=== STORED DATA ===
___

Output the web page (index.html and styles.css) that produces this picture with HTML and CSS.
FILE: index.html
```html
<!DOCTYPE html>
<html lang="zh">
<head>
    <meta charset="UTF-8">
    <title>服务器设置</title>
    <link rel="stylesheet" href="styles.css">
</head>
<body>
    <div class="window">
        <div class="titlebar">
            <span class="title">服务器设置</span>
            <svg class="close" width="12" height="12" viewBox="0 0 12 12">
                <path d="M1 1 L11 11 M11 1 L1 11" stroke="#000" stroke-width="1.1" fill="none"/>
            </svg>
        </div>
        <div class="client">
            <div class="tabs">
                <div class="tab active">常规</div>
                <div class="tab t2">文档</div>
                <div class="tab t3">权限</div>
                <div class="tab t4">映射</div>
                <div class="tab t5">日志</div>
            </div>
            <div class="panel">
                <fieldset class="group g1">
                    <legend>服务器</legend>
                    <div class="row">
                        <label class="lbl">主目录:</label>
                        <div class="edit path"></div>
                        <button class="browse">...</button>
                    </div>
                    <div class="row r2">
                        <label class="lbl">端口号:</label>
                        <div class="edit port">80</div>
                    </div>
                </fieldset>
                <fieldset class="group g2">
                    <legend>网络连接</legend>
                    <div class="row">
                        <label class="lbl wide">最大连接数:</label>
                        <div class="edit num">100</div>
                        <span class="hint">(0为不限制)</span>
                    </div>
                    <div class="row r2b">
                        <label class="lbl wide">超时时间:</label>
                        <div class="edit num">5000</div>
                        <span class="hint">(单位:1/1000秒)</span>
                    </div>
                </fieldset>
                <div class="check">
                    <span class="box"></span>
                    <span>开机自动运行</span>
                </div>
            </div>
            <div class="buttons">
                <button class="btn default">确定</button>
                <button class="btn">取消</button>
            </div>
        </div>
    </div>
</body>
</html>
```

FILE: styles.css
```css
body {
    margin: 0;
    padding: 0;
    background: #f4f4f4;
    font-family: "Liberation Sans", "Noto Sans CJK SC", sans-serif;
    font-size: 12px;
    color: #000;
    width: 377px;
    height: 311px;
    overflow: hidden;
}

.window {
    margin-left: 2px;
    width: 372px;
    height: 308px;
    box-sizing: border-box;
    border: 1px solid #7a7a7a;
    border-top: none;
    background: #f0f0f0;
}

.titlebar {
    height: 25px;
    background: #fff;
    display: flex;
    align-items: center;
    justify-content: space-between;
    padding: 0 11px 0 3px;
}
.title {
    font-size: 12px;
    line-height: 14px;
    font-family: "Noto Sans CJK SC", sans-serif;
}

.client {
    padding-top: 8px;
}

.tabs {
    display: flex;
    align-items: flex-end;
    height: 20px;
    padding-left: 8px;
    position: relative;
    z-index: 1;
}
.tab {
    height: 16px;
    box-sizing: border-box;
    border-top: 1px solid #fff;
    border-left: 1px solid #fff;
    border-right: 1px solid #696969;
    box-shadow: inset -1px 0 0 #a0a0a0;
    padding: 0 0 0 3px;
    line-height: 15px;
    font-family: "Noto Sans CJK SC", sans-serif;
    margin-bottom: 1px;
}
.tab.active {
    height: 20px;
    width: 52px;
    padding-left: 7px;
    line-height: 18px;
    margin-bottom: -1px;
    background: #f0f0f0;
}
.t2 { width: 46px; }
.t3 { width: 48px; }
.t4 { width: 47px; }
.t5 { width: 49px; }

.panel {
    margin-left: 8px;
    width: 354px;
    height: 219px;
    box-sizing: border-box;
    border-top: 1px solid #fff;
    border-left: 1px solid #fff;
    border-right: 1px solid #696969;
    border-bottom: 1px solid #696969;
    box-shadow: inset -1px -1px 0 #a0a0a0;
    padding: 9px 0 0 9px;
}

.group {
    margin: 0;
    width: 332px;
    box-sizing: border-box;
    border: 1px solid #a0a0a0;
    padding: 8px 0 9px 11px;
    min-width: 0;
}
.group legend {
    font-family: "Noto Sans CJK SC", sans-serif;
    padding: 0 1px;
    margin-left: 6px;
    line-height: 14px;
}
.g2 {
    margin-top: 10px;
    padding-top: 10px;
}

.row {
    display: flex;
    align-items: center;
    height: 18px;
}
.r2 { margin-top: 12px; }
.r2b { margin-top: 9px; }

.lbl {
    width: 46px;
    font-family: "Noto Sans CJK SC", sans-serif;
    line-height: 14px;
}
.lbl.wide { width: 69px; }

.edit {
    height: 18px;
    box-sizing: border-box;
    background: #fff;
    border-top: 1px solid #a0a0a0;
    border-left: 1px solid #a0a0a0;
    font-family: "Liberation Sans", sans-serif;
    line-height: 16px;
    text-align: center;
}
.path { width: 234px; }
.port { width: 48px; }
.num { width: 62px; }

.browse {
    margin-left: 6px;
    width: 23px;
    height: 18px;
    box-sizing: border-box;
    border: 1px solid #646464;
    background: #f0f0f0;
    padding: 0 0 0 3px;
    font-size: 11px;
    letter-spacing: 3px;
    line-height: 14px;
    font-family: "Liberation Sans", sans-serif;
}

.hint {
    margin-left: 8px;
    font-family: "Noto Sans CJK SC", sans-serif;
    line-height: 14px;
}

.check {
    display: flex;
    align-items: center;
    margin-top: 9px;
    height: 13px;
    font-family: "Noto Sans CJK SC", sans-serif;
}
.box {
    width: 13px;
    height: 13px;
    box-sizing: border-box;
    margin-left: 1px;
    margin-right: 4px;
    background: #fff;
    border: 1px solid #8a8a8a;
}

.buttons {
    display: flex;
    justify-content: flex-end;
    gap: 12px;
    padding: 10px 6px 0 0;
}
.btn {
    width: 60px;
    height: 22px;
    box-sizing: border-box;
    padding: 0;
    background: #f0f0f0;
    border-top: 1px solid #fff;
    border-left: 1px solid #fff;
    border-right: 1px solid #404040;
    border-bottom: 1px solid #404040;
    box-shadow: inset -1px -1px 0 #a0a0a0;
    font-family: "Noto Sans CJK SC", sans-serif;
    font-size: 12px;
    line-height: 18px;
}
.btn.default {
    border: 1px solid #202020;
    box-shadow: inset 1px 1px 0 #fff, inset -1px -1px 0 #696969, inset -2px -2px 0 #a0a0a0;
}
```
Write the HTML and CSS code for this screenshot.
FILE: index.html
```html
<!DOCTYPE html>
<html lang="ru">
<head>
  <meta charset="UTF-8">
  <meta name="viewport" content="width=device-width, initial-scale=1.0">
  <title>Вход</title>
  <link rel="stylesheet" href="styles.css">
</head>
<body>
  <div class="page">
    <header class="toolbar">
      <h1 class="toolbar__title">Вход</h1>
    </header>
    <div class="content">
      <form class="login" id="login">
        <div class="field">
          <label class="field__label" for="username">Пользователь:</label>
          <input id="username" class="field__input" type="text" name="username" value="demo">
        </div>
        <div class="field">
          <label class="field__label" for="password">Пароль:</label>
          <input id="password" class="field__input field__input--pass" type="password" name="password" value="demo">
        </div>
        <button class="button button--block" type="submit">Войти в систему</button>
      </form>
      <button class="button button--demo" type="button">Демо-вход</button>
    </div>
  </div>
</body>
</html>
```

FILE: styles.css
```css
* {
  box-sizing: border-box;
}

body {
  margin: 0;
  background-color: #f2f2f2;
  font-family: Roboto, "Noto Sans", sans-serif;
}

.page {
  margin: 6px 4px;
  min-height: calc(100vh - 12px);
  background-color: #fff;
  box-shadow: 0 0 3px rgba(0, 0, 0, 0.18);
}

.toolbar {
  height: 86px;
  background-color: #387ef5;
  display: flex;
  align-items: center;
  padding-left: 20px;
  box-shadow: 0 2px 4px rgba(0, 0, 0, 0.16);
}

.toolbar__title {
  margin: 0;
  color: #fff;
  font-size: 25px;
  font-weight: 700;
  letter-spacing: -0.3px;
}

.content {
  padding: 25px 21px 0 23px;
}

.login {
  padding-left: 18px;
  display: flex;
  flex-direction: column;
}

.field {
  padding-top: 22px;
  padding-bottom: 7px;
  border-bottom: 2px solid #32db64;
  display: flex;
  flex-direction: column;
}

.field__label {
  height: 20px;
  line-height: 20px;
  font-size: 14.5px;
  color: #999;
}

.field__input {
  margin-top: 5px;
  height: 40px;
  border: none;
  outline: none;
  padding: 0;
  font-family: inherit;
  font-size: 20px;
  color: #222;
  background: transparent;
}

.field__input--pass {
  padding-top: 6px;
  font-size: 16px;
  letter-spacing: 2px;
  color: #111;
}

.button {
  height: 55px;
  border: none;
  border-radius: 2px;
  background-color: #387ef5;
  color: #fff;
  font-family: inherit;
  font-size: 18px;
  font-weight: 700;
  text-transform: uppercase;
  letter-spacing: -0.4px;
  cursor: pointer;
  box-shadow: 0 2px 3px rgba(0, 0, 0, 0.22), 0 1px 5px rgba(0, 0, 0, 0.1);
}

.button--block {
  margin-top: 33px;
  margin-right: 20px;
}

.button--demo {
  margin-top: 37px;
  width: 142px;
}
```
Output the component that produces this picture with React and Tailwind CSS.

___

=== WHAT THE EXERCISE ASKS ===
Copy all lines from the data that hold the word "with".

=== FINAL RESULT ===
Output the web page (index.html and styles.css) that produces this picture with HTML and CSS.
Output the component that produces this picture with React and Tailwind CSS.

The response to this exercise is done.